Round two in the fight of the century is about to start. In one corner, science sits slumped on a stool, bloodied and bowed. In the opposite corner, wishful thinking dances from issue to issue, ready to give science another beating.
Large swaths of the country are reopening their economies. Yet few places have sufficient testing capacity, the first bullet point in the Centers for Disease Control and Prevention's guidelines for ending shelter-in-place orders.
With testing hovering around 350,000 people daily, the U.S. is still six weeks away from having enough kits to test 1% of the population each week. Epidemiologists say that level is needed to adequately track and trace the disease and prevent future outbreaks.
Epidemiologists estimate it will take anywhere from 100,000 to 300,000 new public health workers to find people who were exposed to disease-carrying individuals—so-called contact tracing. Community colleges are offering tracer training classes. States are deploying National Guard units and public health personnel, already in short supply.
We're nowhere near the necessary number. The bipartisan United States of Care has called for $46 billion in federal aid to supplement inadequate state efforts. Senate Majority Leader Mitch McConnell says new legislation won't be discussed until mid-June at the earliest. Opposition to "bailing out" states is mounting.
Several recent studies offer a clear warning as to what will happen when regions reopen before seeing a sustained decline in new cases. University of Iowa researchers looked at neighboring counties on either side of the Mississippi River. Illinois issued a shelter-in-place order on March 21. Iowa did not. Over the next 30 days, the Iowa counties had 30% more COVID-19 cases per capita than the Illinois counties.
A new CDC report shows how fast things can spin out of control when institutions that involve mass gatherings—churches, sports arenas, bars and restaurants—reopen without proper social distancing and masking. The pastor of an Arkansas church developed symptoms in early March after attending church-related events. Within days, 35 parishioners had COVID-19. Three died. Contact tracing turned up another 26 cases in the community.
One way to downplay the pandemic is to fudge the numbers. Some governors are taking their cues from President Donald Trump, who recently said that "testing is, frankly, overrated. … If we didn't do any testing, we would have very few cases."
A day later, Florida Gov. Ron DeSantis fired the data manager for the Florida Department of Health. She told an Orlando television station she was removed because she wouldn't "change data to drum up support for the plan to reopen." Similarly, Georgia's public health department published a graph showing new COVID-19 cases in decline by arranging the data in descending, not chronological, order. It was later rescinded.

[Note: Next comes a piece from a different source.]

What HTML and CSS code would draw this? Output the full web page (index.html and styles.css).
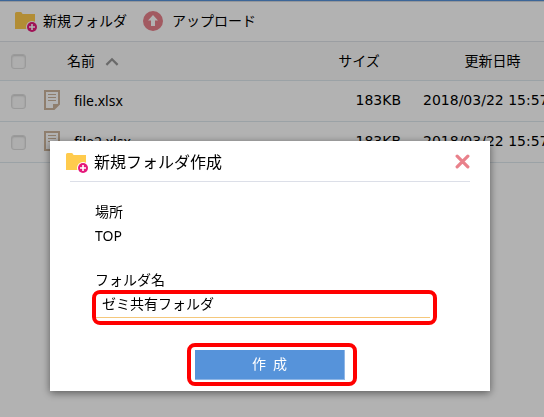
FILE: index.html
```
<!DOCTYPE html>
<html lang="ja">
<head>
  <meta charset="UTF-8" />
  <meta name="viewport" content="width=device-width, initial-scale=1.0" />
  <title>新規フォルダ作成</title>
  <link rel="stylesheet" href="styles.css">
</head>
<body>
  <!-- Shared icons -->
  <svg class="sprite" aria-hidden="true">
    <symbol id="icon-folder" viewBox="0 0 24 22">
      <path d="M1 2.5Q1 1 2.500 1H6.500Q7.500 1 8 2L8.500 3H21V18H1Z" fill="#ffcb4d" />
      <circle cx="18" cy="16" r="6" fill="#fff" />
      <circle cx="18" cy="16" r="5" fill="#e5197b" />
      <path d="M18 13V19M15 16H21" stroke="#fff" stroke-width="1.600" />
    </symbol>
    <symbol id="icon-file" viewBox="0 0 16 20">
      <path d="M1 1H15V14L10 19H1Z" fill="none" stroke="#cdb59c" stroke-width="2" />
      <path d="M9 19V14H15Z" fill="#cdb59c" />
      <path d="M4 4.500H12M4 7.500H12M4 10.500H12" stroke="#cdb59c" />
    </symbol>
  </svg>

  <main class="page">
    <div class="toolbar">
      <button class="tool" type="button">
        <svg class="folder-icon"><use href="#icon-folder" /></svg>新規フォルダ
      </button>
      <button class="tool" type="button">
        <svg class="upload-icon" viewBox="0 0 20 20">
          <circle cx="10" cy="10" r="10" fill="#e9818b" />
          <path d="M10 4L15 9.500H12V15H8V9.500H5Z" fill="#fff" />
        </svg>アップロード
      </button>
    </div>

    <table class="files">
      <colgroup>
        <col class="col-check">
        <col class="col-type">
        <col>
        <col class="col-size">
        <col class="col-date">
      </colgroup>
      <thead>
        <tr>
          <th class="check"><input type="checkbox" aria-label="すべて選択"></th>
          <th class="name" colspan="2">名前
            <svg class="sort-icon" viewBox="0 0 12 8"><path d="M1 7L6 2L11 7" fill="none" stroke="#999" stroke-width="2" /></svg>
          </th>
          <th>サイズ</th>
          <th>更新日時</th>
        </tr>
      </thead>
      <tbody>
        <tr>
          <td class="check"><input type="checkbox" aria-label="file.xlsx"></td>
          <td><svg class="file-icon"><use href="#icon-file" /></svg></td>
          <td>file.xlsx</td>
          <td class="size">183KB</td>
          <td class="date">2018/03/22 15:57</td>
        </tr>
        <tr>
          <td class="check"><input type="checkbox" aria-label="file2.xlsx"></td>
          <td><svg class="file-icon"><use href="#icon-file" /></svg></td>
          <td>file2.xlsx</td>
          <td class="size">183KB</td>
          <td class="date">2018/03/22 15:57</td>
        </tr>
      </tbody>
    </table>
  </main>

  <div class="overlay">
    <form class="dialog" role="dialog" aria-labelledby="dialog-title">
      <div class="dialog-header">
        <svg class="folder-icon"><use href="#icon-folder" /></svg>
        <h2 id="dialog-title">新規フォルダ作成</h2>
        <button class="close" type="button" aria-label="閉じる">
          <svg viewBox="0 0 14 14"><path d="M2 2L12 12M12 2L2 12" stroke="#e9818b" stroke-width="3" stroke-linecap="round" /></svg>
        </button>
      </div>
      <div class="dialog-body">
        <p>場所</p>
        <p>TOP</p>
        <label for="folder-name">フォルダ名</label>
        <div class="mark mark-input">
          <input type="text" id="folder-name" value="ゼミ共有フォルダ">
        </div>
      </div>
      <div class="mark mark-button">
        <button class="create" type="button">作&ensp;成</button>
      </div>
    </form>
  </div>
</body>
</html>
```
FILE: styles.css
```
* {
  box-sizing: border-box;
}
body {
  margin: 0;
  font-family: "Noto Sans", "Noto Sans CJK JP", sans-serif;
  font-size: 14px;
  color: #000;
  background: #fff;
}
button, input {
  font: inherit;
  color: inherit;
}
button {
  border: none;
  padding: 0;
  background: none;
  cursor: pointer;
}
.sprite {
  display: none;
}
.folder-icon {
  width: 24px;
  height: 22px;
  flex: none;
}

/* File list */
.page {
  overflow: hidden;
  border-top: 1px solid #5693da;
}
.toolbar {
  display: flex;
  gap: 16px;
  height: 41px;
  padding: 0 0 3px 14px;
  border-top: 1px solid #d5d8e0;
  border-bottom: 1px solid #dfe3e8;
}
.tool {
  display: flex;
  align-items: center;
  gap: 5px;
}
.tool .folder-icon {
  margin-top: 4px;
}
.upload-icon {
  width: 20px;
  height: 20px;
  margin: 2px 4px 0 0;
}
.files {
  width: calc(100% + 30px);
  table-layout: fixed;
  border-collapse: separate;
  border-spacing: 0;
}
.col-check {
  width: 44px;
}
.col-type {
  width: 30px;
}
.col-size {
  width: 104px;
}
.col-date {
  width: 163px;
}
.files th, .files td {
  height: 41px;
  padding: 0 0 2px;
  border-bottom: 1px solid #dfe8ee;
  white-space: nowrap;
}
.files th {
  height: 39px;
  font-weight: normal;
  background: #fafafa;
}
.files .check {
  padding: 1px 0 0 11px;
}
.files th.name {
  padding-left: 23px;
  text-align: left;
}
.files td.size {
  padding-right: 10px;
  text-align: right;
}
.files td.date {
  padding-left: 12px;
}
td.size, td.date {
  font-family: "DejaVu Sans", sans-serif;
}
.check input {
  display: block;
  appearance: none;
  width: 15px;
  height: 15px;
  margin: 0;
  border: 1px solid #ddd;
  border-radius: 3px;
  background: #fafafa;
  box-shadow: inset 0 1px 2px #ccc;
}
.sort-icon {
  width: 14px;
  height: 9px;
  margin-left: 6px;
}
.file-icon {
  display: block;
  width: 16px;
  height: 20px;
}

/* Dialog */
.overlay {
  position: fixed;
  inset: 0;
  padding: 141px 54px 26px 50px;
  background: rgba(0, 0, 0, 0.3);
}
.dialog {
  padding-bottom: 5px;
  background: #fff;
  box-shadow: 0 2px 8px rgba(0, 0, 0, 0.5);
}
.dialog-header {
  display: flex;
  align-items: center;
  height: 41px;
  margin: 0 20px;
  border-bottom: 1px solid #dcdfe8;
}
.dialog-header .folder-icon {
  margin: 4px 5px 0 -5px;
}
.dialog-header h2 {
  flex: 1;
  margin: 0;
  font-size: 16px;
  font-weight: normal;
}
.close svg {
  display: block;
  width: 15px;
  height: 15px;
}
.dialog-body {
  padding: 18px 53px 0 45px;
}
.dialog-body p {
  margin: 0;
  line-height: 24px;
}
.dialog-body label {
  display: block;
  margin-top: 20px;
  line-height: 24px;
}
.mark {
  border: 4px solid #ff0000;
  border-radius: 8px;
}
.mark-input {
  height: 35px;
  margin: -2px 0 0 -3px;
}
.mark-input input {
  display: block;
  width: calc(100% - 3px);
  height: 24px;
  padding: 0 6px 5px;
  border: none;
  border-bottom: 1px solid #f5c87c;
  outline: none;
  background: none;
}
.mark-button {
  width: 170px;
  margin: 18px auto 0 137px;
  padding: 3px 8px 2px 4px;
}
.create {
  display: block;
  width: 100%;
  height: 30px;
  padding-bottom: 3px;
  border: 1px solid #8fb6e6;
  border-width: 0 1px 1px 0;
  color: #fff;
  background: #5693da;
  word-spacing: normal;
}
```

The ultimate tools for fighting COVID-19 will be treatments and a vaccine. While headlines suggest there have been major advances on both fronts, the scant science behind those pronouncements is disturbing.
When Moderna announced that eight patients in its vaccine safety trial showed an immune response, the stock market soared. That night, the company, which doesn't have a single approved product, concluded a $1.8 billion stock sale. Yet the release contained no information about 37 others in the trial.
When the National Institute of Allergy and Infectious Diseases announced Gilead Sciences' experimental drug remdesivir had shown a modest reduction in how long patients stay sick, it stopped the trial before learning if the drug reduced mortality, a more important measure. The Food and Drug Administration used the partial data to issue an Emergency Use Authorization for the drug.
The fight between science and wishful thinking goes on. But one outcome is already known. Ignoring science won't end the economic downturn. It will only prolong it.